There is another difference between the bread market model and the rice production model. We assume that however much rice is produced, it can be sold in the wholesale rice market at a constant price, \(P^W\). This is a reasonable assumption as long as the farmers produce a small fraction of the world’s rice. It means that decisions about rice production in and near the city do not change the surplus obtained by consumers, whether they live in the city, or elsewhere in the world. So we don’t need to include consumer surplus in our analysis. Note that this assumption is a useful simplification, but it would be straightforward to adapt the model to the case where a lot of rice was produced.

Overall, then, the total surplus (often called the social surplus in this context) from growing rice will be the sum of the producer surplus and the surplus obtained by city-dwellers. But since the effect on the city-dwellers is negative, we write the social surplus as:

\[\begin{align*}\text{social surplus} = \\\text{producer surplus to the farmers} - \\\text{external cost to the city-dwellers}\end{align*}\]

The producer surplus is calculated just as in Leibniz 8.5.1. It is equal to the farmers’ revenue, minus their total cost of production. If \(Q\) tonnes of rice is produced and sold, producer surplus is:

\[P^W Q - C_p (Q)\]

Here, \(C_p(Q)\) is the total private cost of producing rice. In economic terminology, the private costs and benefits of a decision are costs and benefits experienced by the decision-maker. Let \(C_e(Q)\) be the external cost imposed on the city-dwellers when \(Q\) tonnes of rice is produced. We can say that the social cost of rice production is \(C(Q)= C_p(Q)+ C_e(Q)\), the sum of the private and external costs.

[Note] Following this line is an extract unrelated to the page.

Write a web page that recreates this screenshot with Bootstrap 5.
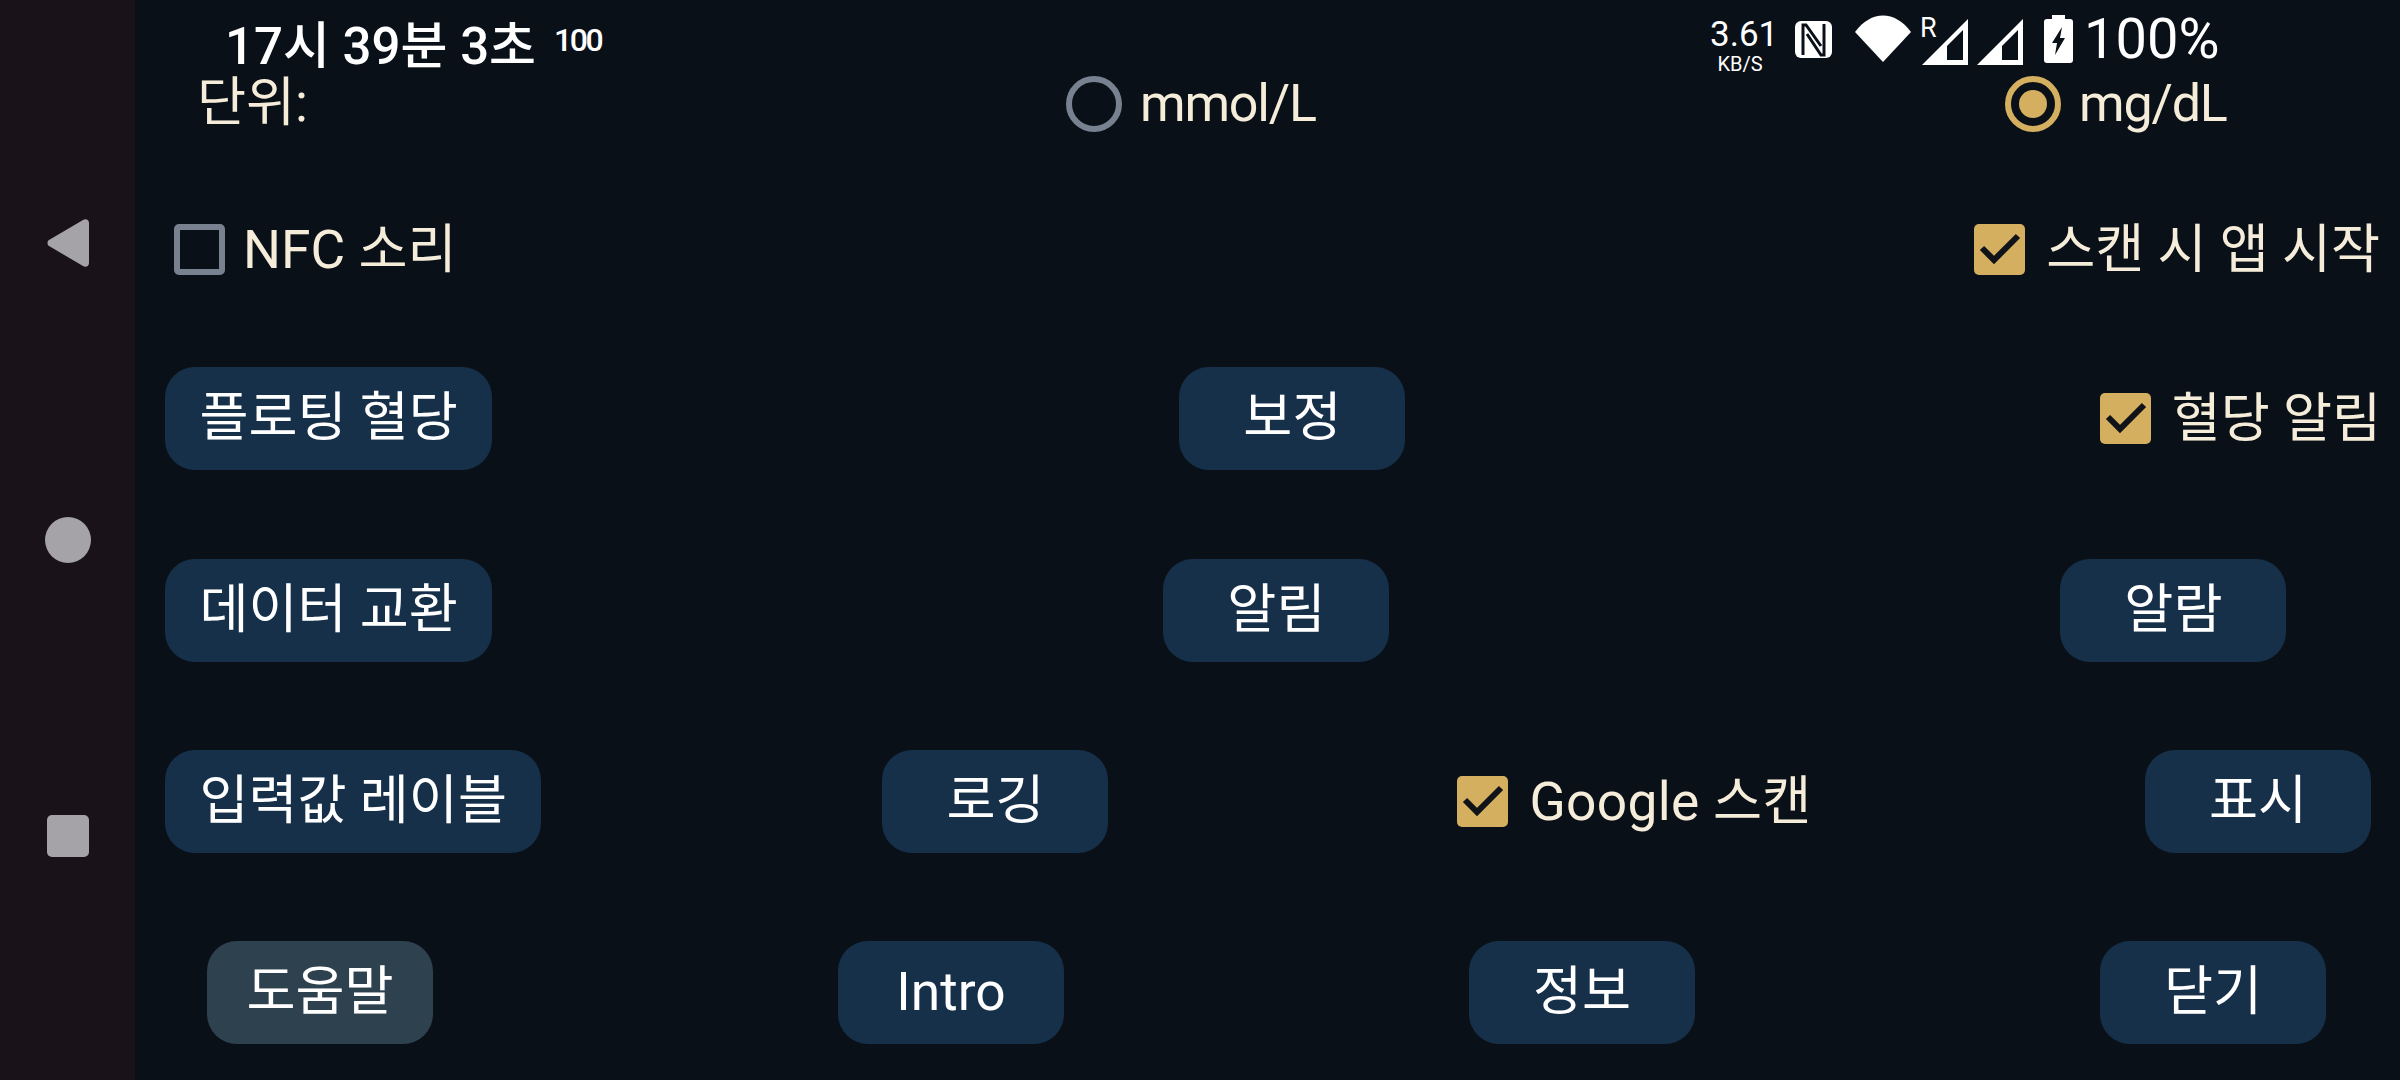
<!DOCTYPE html>
<html lang="ko">
<head>
    <meta charset="UTF-8">
    <meta name="viewport" content="width=device-width, initial-scale=1.0">
    <title>Settings</title>
    <link rel="stylesheet" href="https://cdn.jsdelivr.net/npm/bootstrap@5.3.0/dist/css/bootstrap.min.css">
    <style>
        body {
            background-color: #0a1018;
            font-family: Roboto, "Noto Sans CJK KR", sans-serif;
            overflow: hidden;
        }
        .app-shell { width: 2400px; height: 1080px; }
        .side-nav { width: 135px; background-color: #191219; }
        .form-area { min-width: 0; }
        .nav-back { margin-top: 219px; }
        .nav-home { margin-top: 250px; }
        .nav-stop { margin-top: 252px; }

        .status-strip { left: 0; top: 0; right: 0; height: 80px; color: #fff; }
        .clock { left: 225px; top: 14px; font-size: 51px; font-weight: 500; line-height: 66px; white-space: nowrap; }
        .clock-sup { left: 554px; top: 20px; font-size: 32px; font-weight: 500; line-height: 40px; letter-spacing: -2.5px; }
        .status-icons { left: 1710px; top: 15px; height: 48px; }
        .speed { width: 60px; text-align: center; line-height: 1; margin-top: 2px; margin-right: 25px; }
        .speed-num { font-size: 35px; display: block; }
        .speed-unit { font-size: 20px; display: block; margin-top: 2px; }
        .icon-nfc { margin-top: 6px; margin-right: 23px; }
        .icon-wifi { margin-right: 9px; }
        .sim-r { font-size: 27px; line-height: 27px; width: 14px; margin-right: -12px; }
        .icon-sig { margin-right: 9px; }
        .icon-sig2 { margin-right: 21px; }
        .icon-batt { margin-right: 11px; }
        .batt-text { font-size: 56px; line-height: 48px; }

        .form-line { height: 103px; color: #f5ecd9; font-size: 53.3px; white-space: nowrap; }
        .line-unit { margin-top: 52px; padding-left: 62px; }
        .line-unit .unit-label { width: 869px; }
        .line-unit .form-check:nth-child(2) { width: 939px; }
        .line-unit .form-check-label { font-size: 52px; letter-spacing: -1.2px; }
        .line-sound { margin-top: 43px; padding: 0 20px 0 39px; }
        .line-a { margin-top: 66px; padding: 0 19px 0 30px; gap: 687px; }
        .line-b { margin-top: 89px; padding-left: 30px; gap: 671px; }
        .line-c { margin-top: 88px; padding: 0 29px 0 30px; }
        .line-c .btn-log { margin-left: 341px; }
        .line-c .form-check { margin-left: 349px; }
        .line-c .form-check-label { letter-spacing: .3px; }
        .line-d { margin-top: 88px; padding-left: 72px; gap: 405px; }
        .push-end { margin-left: auto !important; }

        .form-check { display: flex; align-items: center; min-height: 0; padding-left: 0; margin: 0; }
        .form-check .form-check-input { float: none; margin: 0 21px 0 0; background-color: transparent; flex: none; }
        .form-check .form-check-input.tight-gap { margin-right: 18px; }
        .form-check .form-check-label { line-height: 70px; }
        .form-check-input[type=checkbox] {
            width: 51px; height: 51px; border: 6px solid #77818f; border-radius: 5px;
        }
        .form-check-input[type=checkbox]:checked {
            background-color: #d4af5f; border: 0; background-size: 51px 51px;
            background-image: url("data:image/svg+xml,%3csvg xmlns='http://www.w3.org/2000/svg' viewBox='0 0 51 51'%3e%3cpath fill='none' stroke='%23101418' stroke-width='6' d='M8 24l12 12L44 12'/%3e%3c/svg%3e");
        }
        .form-check-input[type=radio] {
            width: 56px; height: 56px; border: 6px solid #77818f;
        }
        .form-check-input[type=radio]:checked {
            background-color: transparent; border-color: #d4af5f; background-size: 28px 28px;
            background-image: url("data:image/svg+xml,%3csvg xmlns='http://www.w3.org/2000/svg' viewBox='0 0 28 28'%3e%3ccircle cx='14' cy='14' r='14' fill='%23d4af5f'/%3e%3c/svg%3e");
        }

        .tile-btn {
            height: 103px; min-width: 226px; padding: 0 34.5px; border: 0; border-radius: 30px;
            background-color: #16304a; color: #fff; font-size: 53.3px; line-height: 1;
            white-space: nowrap; flex: none;
        }
        .tile-btn.is-focus { background-color: #2e414f; }
    </style>
</head>
<body>
    <div class="app-shell d-flex position-relative">
        <!-- Navigation bar -->
        <div class="side-nav d-flex flex-column align-items-center flex-shrink-0">
            <svg class="nav-back" width="42" height="48" viewBox="0 0 42 48"><path fill="#a5a3a8" d="M2 21L36 1c3-2 6 0 6 3v40c0 3-3 5-6 3L2 27c-2-1-2-5 0-6z"/></svg>
            <svg class="nav-home" width="46" height="46" viewBox="0 0 46 46"><circle cx="23" cy="23" r="23" fill="#a5a3a8"/></svg>
            <svg class="nav-stop" width="42" height="42" viewBox="0 0 42 42"><rect width="42" height="42" rx="5" fill="#a5a3a8"/></svg>
        </div>

        <!-- Form -->
        <div class="form-area flex-grow-1 d-flex flex-column">
            <div class="form-line line-unit d-flex align-items-center">
                <div class="unit-label">단위:</div>
                <div class="form-check">
                    <input class="form-check-input tight-gap" type="radio" name="unit" id="unitMmol">
                    <label class="form-check-label" for="unitMmol">mmol/L</label>
                </div>
                <div class="form-check">
                    <input class="form-check-input tight-gap" type="radio" name="unit" id="unitMg" checked>
                    <label class="form-check-label" for="unitMg">mg/dL</label>
                </div>
            </div>
            <div class="form-line line-sound d-flex align-items-center">
                <div class="form-check">
                    <input class="form-check-input tight-gap" type="checkbox" id="nfcSound">
                    <label class="form-check-label" for="nfcSound">NFC 소리</label>
                </div>
                <div class="form-check push-end">
                    <input class="form-check-input" type="checkbox" id="scanStart" checked>
                    <label class="form-check-label" for="scanStart">스캔 시 앱 시작</label>
                </div>
            </div>
            <div class="form-line line-a d-flex align-items-center">
                <button type="button" class="btn tile-btn">플로팅 혈당</button>
                <button type="button" class="btn tile-btn">보정</button>
                <div class="form-check push-end">
                    <input class="form-check-input" type="checkbox" id="glucoseAlert" checked>
                    <label class="form-check-label" for="glucoseAlert">혈당 알림</label>
                </div>
            </div>
            <div class="form-line line-b d-flex align-items-center">
                <button type="button" class="btn tile-btn">데이터 교환</button>
                <button type="button" class="btn tile-btn">알림</button>
                <button type="button" class="btn tile-btn">알람</button>
            </div>
            <div class="form-line line-c d-flex align-items-center">
                <button type="button" class="btn tile-btn">입력값 레이블</button>
                <button type="button" class="btn tile-btn btn-log">로깅</button>
                <div class="form-check">
                    <input class="form-check-input" type="checkbox" id="googleScan" checked>
                    <label class="form-check-label" for="googleScan">Google 스캔</label>
                </div>
                <button type="button" class="btn tile-btn push-end">표시</button>
            </div>
            <div class="form-line line-d d-flex align-items-center">
                <button type="button" class="btn tile-btn is-focus">도움말</button>
                <button type="button" class="btn tile-btn">Intro</button>
                <button type="button" class="btn tile-btn">정보</button>
                <button type="button" class="btn tile-btn">닫기</button>
            </div>
        </div>

        <!-- Status bar -->
        <div class="status-strip position-absolute">
            <div class="clock position-absolute">17시 39분 3초</div>
            <div class="clock-sup position-absolute">100</div>
            <div class="status-icons position-absolute d-flex align-items-start">
                <div class="speed"><span class="speed-num">3.61</span><span class="speed-unit">KB/S</span></div>
                <svg class="icon-nfc" width="37" height="37" viewBox="0 0 37 37"><rect width="37" height="37" rx="6" fill="#fff"/><path fill="none" stroke="#0a1018" stroke-width="3" d="M8 34V4h3l15 21M29 3v31h-3L12 13"/></svg>
                <svg class="icon-wifi" width="56" height="47" viewBox="0 0 56 47"><path fill="#fff" d="M0 17C16-5 40-5 56 17L28 47z"/></svg>
                <div class="sim-r">R</div>
                <svg class="icon-sig mt-1" width="46" height="46" viewBox="0 0 46 46"><path fill="#fff" fill-rule="evenodd" d="M0 46L46 0v46zM25 41h16V11L25 27z"/></svg>
                <svg class="icon-sig2 mt-1" width="46" height="46" viewBox="0 0 46 46"><path fill="#fff" fill-rule="evenodd" d="M0 46L46 0v46zM25 41h16V11L25 27z"/></svg>
                <svg class="icon-batt" width="29" height="48" viewBox="0 0 29 48"><path fill="#fff" fill-rule="evenodd" d="M8 0h13v4h5a3 3 0 0 1 3 3v38a3 3 0 0 1-3 3H3a3 3 0 0 1-3-3V7a3 3 0 0 1 3-3h5zM18 12L8 28h5l-2 12 10-17h-5z"/></svg>
                <div class="batt-text">100%</div>
            </div>
        </div>
    </div>
    <script src="https://cdn.jsdelivr.net/npm/bootstrap@5.3.0/dist/js/bootstrap.bundle.min.js"></script>
</body>
</html>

The social surplus \(N(Q)\) is then:

\[N(Q) = (P^W Q - C_p (Q)) - C_e(Q) = P^W Q - C(Q)\]

The derivatives of the three cost functions, \(C'(Q)\), \(C'_{p}(Q)\) and \(C'_{e}(Q)\), denote marginal social cost (MSC), marginal private cost (MPC), and marginal external cost (MEC), respectively. We assume that \(C'_{p}(Q) \lt C'(Q)\) for all \(Q\), which means that MEC is positive, and that MSC and MPC are increasing in output. Thus \(C\) and \(C_p\) are convex functions.

Hence \(N'(Q)\) is a concave function, and the social surplus is maximized at the level of output \(Q^*\) which satisfies the first-order condition \(N'(Q^*) =0\). Differentiating the expression above for \(N(Q)\), we find that \(Q^*\) is the output level at which the marginal social cost of rice is equal to the price:

\[C'(Q^*)=P^W\]

Since the social surplus is maximized at \(Q^*,\) we know that if a different level of output were chosen, for example to make the city-dwellers better off (by lowering their costs), then it must make the farmers worse off. So \(Q^*\) is the Pareto-efficient level of output.

However, \(Q^*\) is not the level of output that will be produced in equilibrium. The farmers want to maximize profits and they are price-takers, because whatever the quantity of rice they produce, the price at which each tonne of rice can be sold is \(P^W\). So they each choose their output so that their marginal private cost is equal to the market price, and the market supply curve is therefore the marginal private cost curve. Thus the total output \(Q_p\) of the farmers satisfies the equation:

\[C_p'(Q_p)=P^W\]

To compare the private equilibrium level of output \(Q_p\) with the Pareto efficient level \(Q^*\), consider the derivative of the social surplus:

\[N'(Q_{p }) = P^W - C'(Q_{p}) = C'_{p}(Q_{p}) - C'(Q_{p}) = - C'_{ e}(Q^{p})\]

Since MEC is positive, it follows that:

\[N'(Q_{p }) \lt 0 = N'(Q^*)\]

And since \(N\) is a concave function (\(N'(Q)\) falls as \(Q\) increases), we deduce that:

\[Q_{p } \gt Q^*\]

This inequality tells us that the farmers produce too much output, according to the criterion of Pareto efficiency. This result can be seen in Figure 12.2 of the text, reproduced as Figure 1 below. In the figure, you can see the features of the problem we have analysed mathematically above:

• The marginal social cost \(C'(Q)\), and the marginal private cost \(C'_{p}(Q)\), increase with output.
• The marginal social cost is greater than the marginal private cost, and the difference is the marginal external cost.
• The Pareto-efficient level of output \(Q^*\) is where the marginal social cost is equal to the price. In the diagram, \(P^W=30,000\), and \(Q^*=30,000\).
• The farmers will produce \(Q_p\), where the marginal private cost is equal to the price. In the diagram \(Q_p^*=60,000\); they produce more than the Pareto-efficient level.